On Tuesday, the front page of the Clinton Herald had a story about the Clinton School District awarding a $12.2 million contract for construction of the new north-end elementary school.

If you can’t reconcile those two stories in your brain, you’re not alone.

The short answer to this riddle is as follows: The money for the new schools comes from the voter-approved one-cent local option sales tax. That money must be used to build schools and can’t be funneled into the education fund.

The long answer is far more complicated. We try, and will continue to try, to do our best to explain the complicated web of school funding options, from where property tax dollars go to how the Instructional Support and Physical Plant and Equipment levies are calculated to the state’s allowable growth and per student funding formulas work.

But if you don’t take our word for it, there are other options. The best thing to do is contact the people elected to run the school district. Don’t just read a few sentences and shut off your brain. Get involved — understand why what is happening is going down the way it is.

Some people are very good at taking the time to process the information, others just assume everyone is crooked and don’t bother to investigate. In order for progressive discussions to take place, the public must be aware of the rules the district and school board must play by.

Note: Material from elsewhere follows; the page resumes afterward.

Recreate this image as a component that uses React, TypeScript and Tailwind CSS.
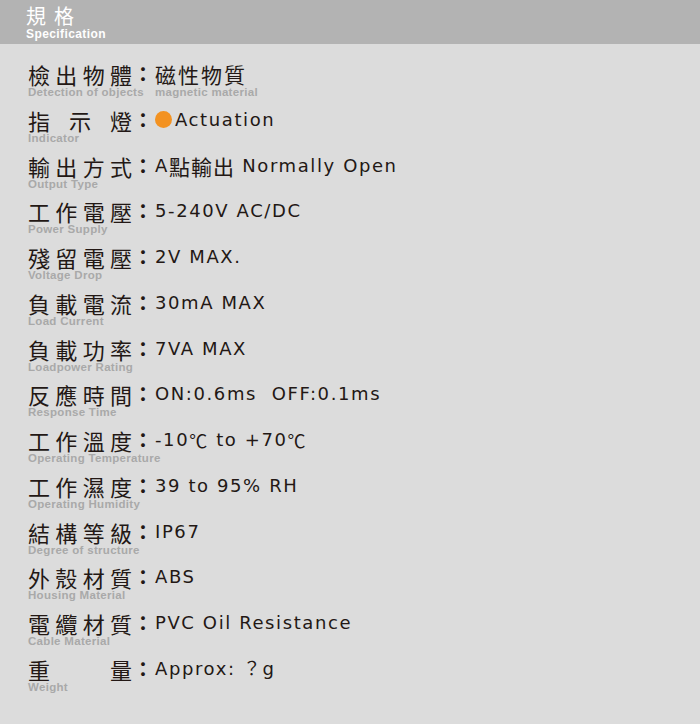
import React from 'react';

interface Spec {
  label: string[];
  en: string;
  value: React.ReactNode;
  valueEn?: string;
}

const SPECS: Spec[] = [
  { label: ['檢', '出', '物', '體'], en: 'Detection of objects', value: <span className="font-['Noto_Sans_CJK_TC',sans-serif] text-[21px] tracking-[2px]">磁性物質</span>, valueEn: 'magnetic material' },
  {
    label: ['指', '示', '燈'],
    en: 'Indicator',
    value: (
      <span className="flex items-center">
        <span className="mr-[3px] inline-block h-[17px] w-[17px] rounded-full bg-[#f39221]" />
        Actuation
      </span>
    ),
  },
  { label: ['輸', '出', '方', '式'], en: 'Output Type', value: <>A<span className="font-['Noto_Sans_CJK_TC',sans-serif] text-[21px] tracking-[1px]">點輸出</span> Normally Open</> },
  { label: ['工', '作', '電', '壓'], en: 'Power Supply', value: '5-240V AC/DC' },
  { label: ['殘', '留', '電', '壓'], en: 'Voltage Drop', value: '2V MAX.' },
  { label: ['負', '載', '電', '流'], en: 'Load Current', value: '30mA MAX' },
  { label: ['負', '載', '功', '率'], en: 'Loadpower Rating', value: '7VA MAX' },
  { label: ['反', '應', '時', '間'], en: 'Response Time', value: 'ON:0.6ms  OFF:0.1ms' },
  { label: ['工', '作', '溫', '度'], en: 'Operating Temperature', value: <>-10<span className="font-['Noto_Sans_CJK_TC',sans-serif]">℃</span> to +70<span className="font-['Noto_Sans_CJK_TC',sans-serif]">℃</span></> },
  { label: ['工', '作', '濕', '度'], en: 'Operating Humidity', value: '39 to 95% RH' },
  { label: ['結', '構', '等', '級'], en: 'Degree of structure', value: 'IP67' },
  { label: ['外', '殼', '材', '質'], en: 'Housing Material', value: 'ABS' },
  { label: ['電', '纜', '材', '質'], en: 'Cable Material', value: 'PVC Oil Resistance' },
  { label: ['重', '量'], en: 'Weight', value: 'Approx: ？g' },
];

const SpecRow = ({ spec }: { spec: Spec }) => (
  <div className="h-[45.77px]">
    <div className="flex h-[24px] items-center text-[#231815]">
      <div className="flex w-[104px] justify-between font-['Noto_Sans_CJK_TC',sans-serif] text-[22px] leading-[24px]">
        {spec.label.map((ch, i) => (
          <span key={i}>{ch}</span>
        ))}
      </div>
      <span className="w-[22px] text-center font-['Noto_Sans_CJK_TC',sans-serif] text-[20px] font-bold leading-[24px]">：</span>
      <div className="ml-[1px] flex items-center whitespace-pre font-['DejaVu_Sans','Noto_Sans_CJK_TC',sans-serif] text-[18px] leading-[24px] tracking-[1.6px]">
        {spec.value}
      </div>
    </div>
    <div className="flex font-['Liberation_Sans',Arial,sans-serif] text-[11.5px] font-bold leading-[13px] tracking-[0.3px] text-[#a9a9a9]">
      <span className="w-[127px] whitespace-nowrap">{spec.en}</span>
      {spec.valueEn && <span className="whitespace-nowrap">{spec.valueEn}</span>}
    </div>
  </div>
);

export default function App() {
  return (
    <div className="h-[724px] w-[700px] overflow-hidden bg-[#dcdcdc]">
      <div className="h-[44px] bg-[#b3b3b3] pl-[26px] pt-[5px] text-white">
        <div className="font-['Noto_Sans_CJK_TC',sans-serif] text-[20px] leading-[22px] tracking-[8px]">規格</div>
        <div className="font-['Liberation_Sans',Arial,sans-serif] text-[12px] font-bold leading-[14px] tracking-[0.4px]">Specification</div>
      </div>
      <div className="pl-[28px] pt-[18px]">
        {SPECS.map((spec) => (
          <SpecRow key={spec.en} spec={spec} />
        ))}
      </div>
    </div>
  );
}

We’ve seen too many well-intentioned people offer cost-cutting suggestions that don’t make sense because the law wouldn’t allow them. We’ve also seen too many who don’t seem to care at all.

Communication could solve many of these issues. If you feel the powers that be aren’t giving you enough, go to them and ask for answers.

Here’s a list of the current elected members of the Clinton School Board and how to get a hold of them. Hopefully if enough correct information gets out, the community will be able to grasp the realities of the fiscal situations it finds itself in the middle of.

• President James Tuisl, 1543 12th Ave. North, 242-5211, jimtinsgroup@mcleodusa.net.

• Vice-president Debra Olsen, 3 Curtis Circle, 242-8508, debraolsen@mchsi.com.

• James Bruhn, 131 Whispering Pines, 242-7302, jbruhn@mccleodusa.net.

• Dave Frett, 242 29th Ave. North, 242-4280, dfrett@iowatelecom.net.

• Donald G. Flory, M.D., 900 N. Fourth Street, 243-4247, dcaravan@mchsi.com.

• Bruce Ingham, 203 Cragmor Drive, 242-8728, bruce.a.ingham@earthlink.net.

• Wendy Krajnovich, 1410 Becknan Lane, 242-4298, krajrnw@sanasys.com.

Knowledge is power. Seek it out.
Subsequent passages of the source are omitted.